In his first act Thursday, Rocco took a series of blocks out of a suitcase, then eventually, after some comedic difficulty, balanced them all on his chin. In his second performance, Rocco swallowed a sword after pouring some salt on it, as if preparing for a meal.

“It’s not doing funny things. It’s doing things in a funny way, as Buster Keaton used to say,” Rocco said.

More than 200 people packed into the Midway performance area, and several children posed for photos with Rocco after the show.

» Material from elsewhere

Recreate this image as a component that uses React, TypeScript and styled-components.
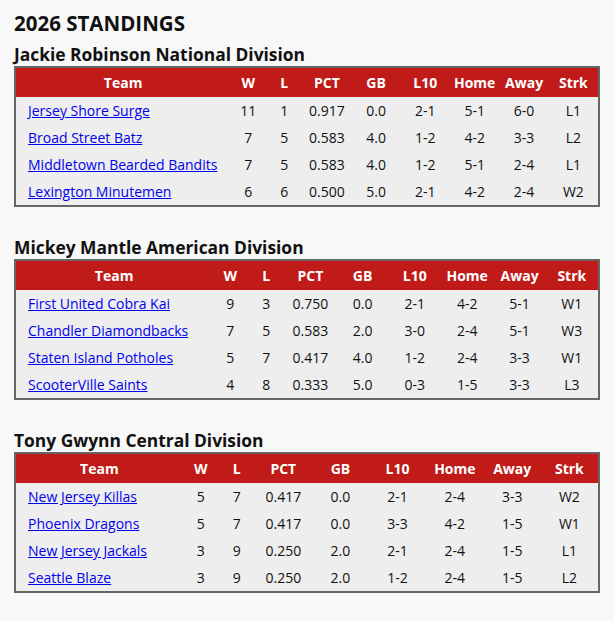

Then-U.S. President Richard Nixon declared the first National Clown Week in 1971 “to call public attention to the charitable activities of clowns and the wholesome entertainment they provide for all our citizens.” The tradition eventually expanded to become International Clown Week.

Rocco said all clowns feel a kinship, and he is especially close with the other longtime Circus Circus clowns. However, he said he is sad that few young clowns seem to be coming into the profession.

“This world needs more laughter and a little less of whatever it has right now,” he said.

One culprit Rocco blames is “It,” the Stephen King horror novel that became a miniseries and then was later remade as two feature films. The villain, Pennywise, is an evil clown with a full face of white makeup.

Rocco said “It” led to some people saying that they are afraid of clowns, and he said he doesn’t wear full makeup very often as a result.

“Stephen King didn’t do us any favors,” he said.